'Wolverine' improves with howling fans

Written by Sharon Eberson on .

X-ticketIf you have a choice of seeing "X-Men Origins: Wolverine" in a near empty theater at 10 in the morning or a packed midnight show where you're the oldest woman there by at least 20 years, I suggest you choose the latter.

After catching a morning critics screening earlier in the week, I went to one of two soldout shows of the film at 12:01 this morning, and it seemed to be college-age fans, my husband, me and my son. Actually, my son, who is 17, saw one friend who was there with an older sister (there's a curfew at the AMC Waterfront; teens must be accompanied by adults at that late hour).

Of course, the kids were really into it.

They laughed louder at the few jokes, which seemed funnier when they did, and they got many references. Mostly, this crowd was there to see how Gambit (the mutant Remy LeBeau, who can charge objects with kinetic energy) would be imagined on the screen. They cheered when his name was first mentioned, well before actor Taylor Kitsch made his big-screen big debut.

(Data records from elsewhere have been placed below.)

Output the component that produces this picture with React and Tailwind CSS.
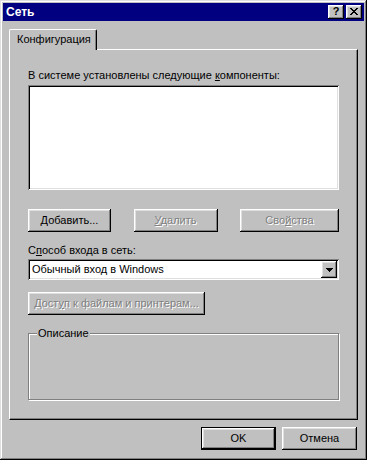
const RAISED =
  'shadow-[inset_-1px_-1px_#000,inset_1px_1px_#fff,inset_-2px_-2px_#808080,inset_2px_2px_#dfdfdf]';
const SUNKEN =
  'shadow-[inset_1px_1px_#808080,inset_-1px_-1px_#fff,inset_2px_2px_#000,inset_-2px_-2px_#dfdfdf]';
const DISABLED = 'text-[#808080] [text-shadow:1px_1px_0_#fff]';

function CloseGlyph() {
  const rows = ['##....##', '.##..##.', '..####..', '...##...', '..####..', '.##..##.', '##....##'];
  return (
    <svg width="8" height="7" viewBox="0 0 8 7" shapeRendering="crispEdges">
      {rows.map((r, y) =>
        r.split('').map((c, x) => (c === '#' ? <rect key={`${x}-${y}`} x={x} y={y} width="1" height="1" fill="#000" /> : null))
      )}
    </svg>
  );
}

function Button({ width, disabled, children, isDefault }) {
  return (
    <div
      className={`h-[23px] flex items-center justify-center bg-[#c0c0c0] ${
        isDefault
          ? 'shadow-[inset_0_0_0_1px_#000,inset_-2px_-2px_#000,inset_2px_2px_#fff,inset_-3px_-3px_#808080,inset_3px_3px_#dfdfdf]'
          : RAISED
      } ${disabled ? DISABLED : 'text-black'}`}
      style={{ width }}
    >
      {children}
    </div>
  );
}

export default function App() {
  return (
    <div className="w-[367px] h-[460px] bg-[#c0c0c0] p-[3px] shadow-[inset_-1px_-1px_#000,inset_1px_1px_#dfdfdf,inset_-2px_-2px_#808080,inset_2px_2px_#fff] font-['Liberation_Sans',Arial,sans-serif] text-[11px] leading-[13px] text-black select-none">
      {/* title bar */}
      <div className="h-[18px] bg-[#000080] flex items-center pl-[3px] pr-[2px]">
        <span className="text-white font-bold text-[12px]">Сеть</span>
        <div className="ml-auto flex gap-[2px]">
          <div className={`w-[16px] h-[14px] bg-[#c0c0c0] ${RAISED} flex items-center justify-center font-bold text-[11px] leading-none pb-[1px]`}>
            ?
          </div>
          <div className={`w-[16px] h-[14px] bg-[#c0c0c0] ${RAISED} flex items-center justify-center pb-[1px]`}>
            <CloseGlyph />
          </div>
        </div>
      </div>

      <div className="px-[6px] mt-[8px]">
        {/* tab */}
        <div className="relative z-10 -mb-px w-[88px] h-[21px] bg-[#c0c0c0] border-t border-l border-white border-r border-r-black rounded-t-[2px] shadow-[inset_-1px_0_#808080] flex items-center pl-[7px] pb-[1px]">
          Конфигурация
        </div>

        {/* panel */}
        <div className="h-[371px] border-t border-l border-white border-r border-b border-r-black border-b-black shadow-[inset_-1px_-1px_#808080] px-[18px] pt-[19px]">
          <div className="h-[13px]">
            В системе установлены следующие <span className="underline">к</span>омпоненты:
          </div>
          <div className={`mt-[3px] h-[105px] bg-white ${SUNKEN}`} />

          <div className="mt-[19px] flex justify-between">
            <Button width={83}>
              <span>
                <span className="underline">Д</span>обавить...
              </span>
            </Button>
            <Button width={84} disabled>
              <span>
                <span className="underline">У</span>далить
              </span>
            </Button>
            <Button width={99} disabled>
              <span>
                Сво<span className="underline">й</span>ства
              </span>
            </Button>
          </div>

          <div className="mt-[12px] h-[13px]">
            С<span className="underline">п</span>особ входа в сеть:
          </div>
          <div className={`mt-[2px] h-[21px] bg-white ${SUNKEN} flex items-center pl-[4px] pr-[2px]`}>
            <span>Обычный вход в Windows</span>
            <div className={`ml-auto w-[16px] h-[17px] bg-[#c0c0c0] ${RAISED} flex items-center justify-center`}>
              <svg width="7" height="4" viewBox="0 0 7 4" shapeRendering="crispEdges">
                <path d="M0 0h7v1h-1v1h-1v1h-1v1h-1v-1h-1v-1h-1v-1h-1z" fill="#000" />
              </svg>
            </div>
          </div>

          <div className="mt-[12px]">
            <Button width={177} disabled>
              <span>
                Дост<span className="underline">у</span>п к файлам и принтерам...
              </span>
            </Button>
          </div>

          <div className="relative mt-[18px] h-[67px] border border-[#808080] shadow-[inset_1px_1px_#fff,1px_1px_#fff]">
            <span className="absolute -top-[7px] left-[8px] bg-[#c0c0c0] px-[1px]">Описание</span>
          </div>
        </div>
      </div>

      <div className="mt-[7px] flex justify-end gap-[6px] pr-[7px]">
        <Button width={75} isDefault>
          OK
        </Button>
        <Button width={75}>Отмена</Button>
      </div>
    </div>
  );
}
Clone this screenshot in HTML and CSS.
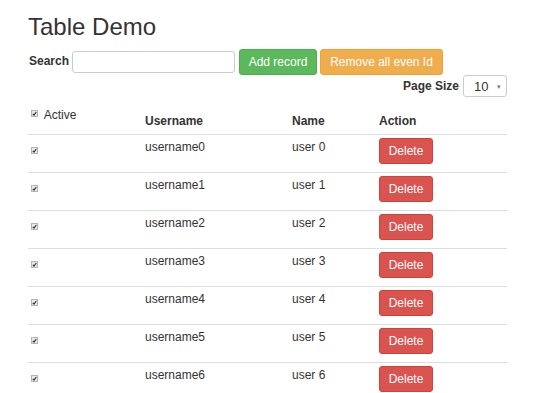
FILE: index.html
```html
<!DOCTYPE html>
<html>
<head>
<meta charset="utf-8">
<link rel="stylesheet" href="styles.css">
</head>
<body>
<div class="container">
  <h1 class="title">Table Demo</h1>
  <div class="toolbar">
    <label class="lbl" for="search">Search</label>
    <input id="search" class="input" type="text">
    <button class="btn btn-green">Add record</button>
    <button class="btn btn-orange">Remove all even Id</button>
  </div>
  <div class="pager">
    <span class="lbl">Page Size</span>
    <div class="select"><span>10</span><span class="arrow">▾</span></div>
  </div>
  <table class="grid">
    <colgroup><col class="c1"><col class="c2"><col class="c3"><col class="c4"></colgroup>
    <thead>
      <tr>
        <th class="first"><span class="cb"><svg width="7" height="7" viewBox="0 0 7 7"><rect x="0.5" y="0.5" width="6" height="6" fill="#e9e9e9" stroke="#b5b5b5"/><path d="M1.8 3.8 L3 5 L5.3 2" fill="none" stroke="#333" stroke-width="1.2"/></svg></span> Active</th>
        <th>Username</th>
        <th>Name</th>
        <th>Action</th>
      </tr>
    </thead>
    <tbody id="rows"></tbody>
  </table>
</div>
<script>
var tb = document.getElementById('rows');
var html = '';
for (var i = 0; i < 7; i++) {
  html += '<tr><td class="first"><span class="cb block"><svg width="7" height="7" viewBox="0 0 7 7"><rect x="0.5" y="0.5" width="6" height="6" fill="#e9e9e9" stroke="#b5b5b5"/><path d="M1.8 3.8 L3 5 L5.3 2" fill="none" stroke="#333" stroke-width="1.2"/></svg></span></td>' +
    '<td>username' + i + '</td><td>user ' + i + '</td><td><button class="btn btn-red">Delete</button></td></tr>';
}
tb.innerHTML = html;
</script>
</body>
</html>
```
FILE: styles.css
```css
html, body {
  margin: 0;
  padding: 0;
  background: #fff;
}
body {
  font-family: "Liberation Sans", Arial, sans-serif;
  font-size: 12px;
  line-height: 17px;
  color: #333;
}
.container {
  width: 479px;
  padding-left: 28px;
}
.title {
  margin: 13px 0 0 0;
  font-size: 24px;
  line-height: 27px;
  font-weight: 400;
  color: #333;
}
.toolbar {
  display: flex;
  align-items: center;
  margin-top: 8px;
  height: 27px;
}
.lbl {
  font-weight: 700;
  margin-left: 1px;
}
.input {
  box-sizing: border-box;
  width: 163px;
  height: 22px;
  margin: 0 4px 0 3px;
  border: 1px solid #ccc;
  border-radius: 3px;
  padding: 0 6px;
  font: inherit;
}
.btn {
  box-sizing: border-box;
  height: 26px;
  padding: 0;
  border: 1px solid transparent;
  border-radius: 3px;
  font-family: "Liberation Sans", Arial, sans-serif;
  font-size: 12px;
  color: #fff;
  white-space: nowrap;
  text-align: center;
  cursor: pointer;
}
.btn-green {
  width: 78px;
  background: #5cb85c;
  border-color: #4cae4c;
  margin-right: 3px;
}
.btn-orange {
  width: 123px;
  background: #f0ad4e;
  border-color: #eea236;
}
.btn-red {
  width: 54px;
  background: #d9534f;
  border-color: #d43f3a;
  margin-top: -1px;
}
.pager {
  display: flex;
  justify-content: flex-end;
  align-items: center;
  margin-top: 0;
  height: 22px;
}
.select {
  box-sizing: border-box;
  width: 44px;
  height: 22px;
  margin-left: 4px;
  border: 1px solid #ccc;
  border-radius: 3px;
  display: flex;
  align-items: center;
  justify-content: space-between;
  padding: 0 5px 0 10px;
  font-size: 13px;
}
.select .arrow {
  font-size: 7px;
  color: #777;
}
.grid {
  width: 479px;
  margin-top: 6px;
  border-collapse: collapse;
  table-layout: fixed;
}
.c1 { width: 109px; }
.c2 { width: 147px; }
.c3 { width: 87px; }
.c4 { width: 136px; }
.grid th {
  height: 23px;
  padding: 4px 8px;
  text-align: left;
  vertical-align: bottom;
  font-weight: 700;
  border-bottom: 1px solid #ddd;
}
.grid th.first {
  vertical-align: top;
  font-weight: 400;
  padding-left: 3px;
}
.grid td {
  height: 26px;
  padding: 4px 8px 7px 8px;
  vertical-align: top;
  border-top: 1px solid #ddd;
}
.grid tbody tr:first-child td {
  border-top: none;
}
.grid td.first {
  padding-left: 3px;
}
.cb {
  display: inline-block;
  width: 7px;
  height: 7px;
  vertical-align: 2px;
  margin-right: 3px;
}
.cb svg {
  display: block;
}
.cb.block {
  display: block;
  margin-top: 8px;
}
```
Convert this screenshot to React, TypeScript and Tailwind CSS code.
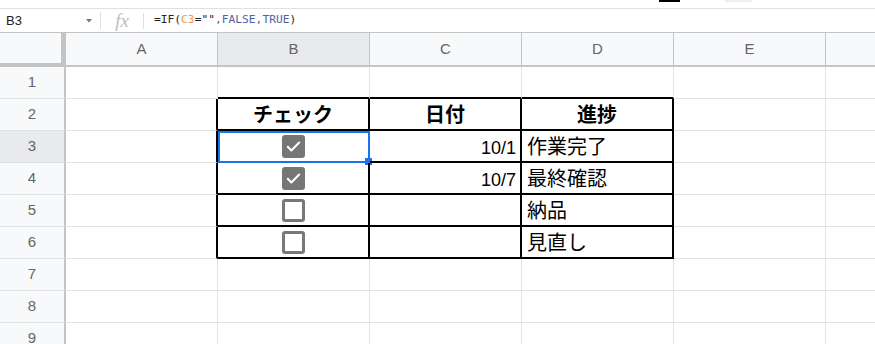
import React from 'react';

const COLS = ['A', 'B', 'C', 'D', 'E'];
const ROWS = [1, 2, 3, 4, 5, 6, 7, 8, 9];

const DATA: Record<number, { check?: boolean; date?: string; note?: string }> = {
  3: { check: true, date: '10/1', note: '作業完了' },
  4: { check: true, date: '10/7', note: '最終確認' },
  5: { check: false, note: '納品' },
  6: { check: false, note: '見直し' },
};

const sans = 'font-["Liberation_Sans","Noto_Sans_CJK_JP",sans-serif]';

const Checkbox = ({ checked }: { checked: boolean }) =>
  checked ? (
    <div className="w-[23px] h-[23px] rounded-[3px] bg-[#767676] flex items-center justify-center">
      <svg width="17" height="17" viewBox="0 0 24 24" fill="none">
        <path d="M4 12.5l5 5L20 6.5" stroke="white" strokeWidth="3" strokeLinecap="round" strokeLinejoin="round" />
      </svg>
    </div>
  ) : (
    <div className="w-[23px] h-[23px] rounded-[3px] border-[3px] border-[#787878] bg-white" />
  );

function borderFor(r: number, c: number) {
  const inTable = r >= 2 && r <= 6 && c >= 1 && c <= 3;
  if (inTable) return 'border-r-2 border-b-2 border-r-black border-b-black';
  if (r === 1 && c >= 1 && c <= 3) return 'border-r border-b-2 border-r-[#e2e2e2] border-b-black';
  if (c === 0 && r >= 2 && r <= 6) return 'border-r-2 border-b border-r-black border-b-[#e2e2e2]';
  return 'border-r border-b border-r-[#e2e2e2] border-b-[#e2e2e2]';
}

function CellContent({ r, c }: { r: number; c: number }) {
  if (r === 2 && c >= 1 && c <= 3) {
    const label = ['チェック', '日付', '進捗'][c - 1];
    return (
      <div className="h-full flex items-end justify-center pb-[3px]">
        <span className="text-[20px] leading-[22px] font-bold text-black">{label}</span>
      </div>
    );
  }
  const row = DATA[r];
  if (!row) return null;
  if (c === 1 && row.check !== undefined) {
    return (
      <div className="h-full flex items-center justify-center">
        <Checkbox checked={row.check} />
      </div>
    );
  }
  if (c === 2 && row.date) {
    return (
      <div className="h-full flex items-end justify-end pr-[4px] pb-[2px]">
        <span className="text-[18px] leading-[22px] text-black">{row.date}</span>
      </div>
    );
  }
  if (c === 3 && row.note) {
    return (
      <div className="h-full flex items-end justify-start pl-[5px] pb-[3px]">
        <span className="text-[20px] leading-[22px] text-black">{row.note}</span>
      </div>
    );
  }
  return null;
}

export default function App() {
  return (
    <div className={`w-[875px] h-[344px] overflow-hidden bg-white ${sans}`}>
      {/* toolbar remnants */}
      <div className="h-[8px] flex items-start">
        <div className="ml-[659px] w-[21px] h-[2px] bg-black" />
        <div className="ml-[45px] w-[27px] h-[2px] bg-[#eeeeee]" />
      </div>

      {/* formula bar */}
      <div className="h-[24px] border-t border-[#e0e0e0] flex items-center">
        <div className="w-[100px] flex items-center pl-[6px] pr-[8px]">
          <span className="text-[13px] text-[#222]">B3</span>
          <svg className="ml-auto" width="6" height="4" viewBox="0 0 6 4">
            <path d="M0 0h6L3 3.5z" fill="#777" />
          </svg>
        </div>
        <div className="w-px h-[17px] bg-[#e0e0e0]" />
        <div className="w-[42px] flex justify-center">
          <span className='font-["Liberation_Serif",serif] italic text-[19px] leading-none text-[#bdbdbd]'>fx</span>
        </div>
        <div className="w-px h-[16px] bg-[#e0e0e0]" />
        <div className='pl-[10px] font-["DejaVu_Sans_Mono",monospace] text-[11.25px] text-[#222]'>
          =IF(<span className="text-[#f0995a]">C3</span>=""<span className="text-[#4f62a0]">,FALSE,TRUE</span>)
        </div>
      </div>

      {/* grid */}
      <div className="grid grid-cols-[66px_repeat(5,152px)_1fr]">
        {/* header row */}
        <div className="h-[35px] bg-[#f8f9fa] border-t border-t-[#c4c4c4] border-r-[5px] border-b-[4px] border-r-[#c4c4c4] border-b-[#c4c4c4]" />
        {COLS.map((col) => (
          <div
            key={col}
            className={`h-[35px] border-t border-r border-b-2 border-[#c4c4c4] flex items-center justify-center text-[15px] text-[#666] ${
              col === 'B' ? 'bg-[#e8eaed]' : 'bg-[#f8f9fa]'
            }`}
          >
            {col}
          </div>
        ))}
        <div className="h-[35px] border-t border-b-2 border-[#c4c4c4] bg-[#f8f9fa]" />

        {ROWS.map((r) => (
          <React.Fragment key={r}>
            <div
              className={`h-[32px] border-r-2 border-b border-r-[#c4c4c4] border-b-[#e0e0e0] flex items-center justify-center text-[15px] text-[#666] ${
                r === 3 ? 'bg-[#e8eaed]' : 'bg-[#f8f9fa]'
              }`}
            >
              {r}
            </div>
            {[0, 1, 2, 3, 4].map((c) => (
              <div key={c} className={`relative h-[32px] ${borderFor(r, c)}`}>
                <CellContent r={r} c={c} />
                {r === 3 && c === 1 && (
                  <div className="absolute top-0 left-0 -right-[2px] -bottom-[2px] border-2 border-[#1a73e8] pointer-events-none">
                    <div className="absolute -right-[4px] -bottom-[4px] w-[7px] h-[7px] bg-[#1a73e8]" />
                  </div>
                )}
              </div>
            ))}
            <div className="h-[32px] border-b border-[#e2e2e2]" />
          </React.Fragment>
        ))}
      </div>
    </div>
  );
}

If they felt short-changed by his relatively small role -- this movie belongs to Hugh Jackman's Wolverine and Liev Schrieber's Victor Creed (Sabretooth), they probably felt the same way about Wade Wilson/Deadpool. In just two scenes, Ryan Reynolds made the biggest impression on my son, who said he wanted to see a Deadpool sequel about 20 times as we left the theater at 2 this morning.

I hadn't been to a midnight show at the Waterfront before and it was exciting to see an eager, pretty well-behaved crowd there and the concessions manned and doing brisk business. Because "Wolverine" was on two screens, there was no waiting in line when we got there at 10:45 and found seats. My family got to see the end of the triple overtime NBA game between Chicago and Boston up in the Loews Club, so everyone was happy.

All in all, the crowded show was the reason I go to the movies: entertainment as a communal experience.

I saw "Star Trek" recently, too, with a big audience. If you're a fan, may I again suggest that watching with other fans is definitely the way to go.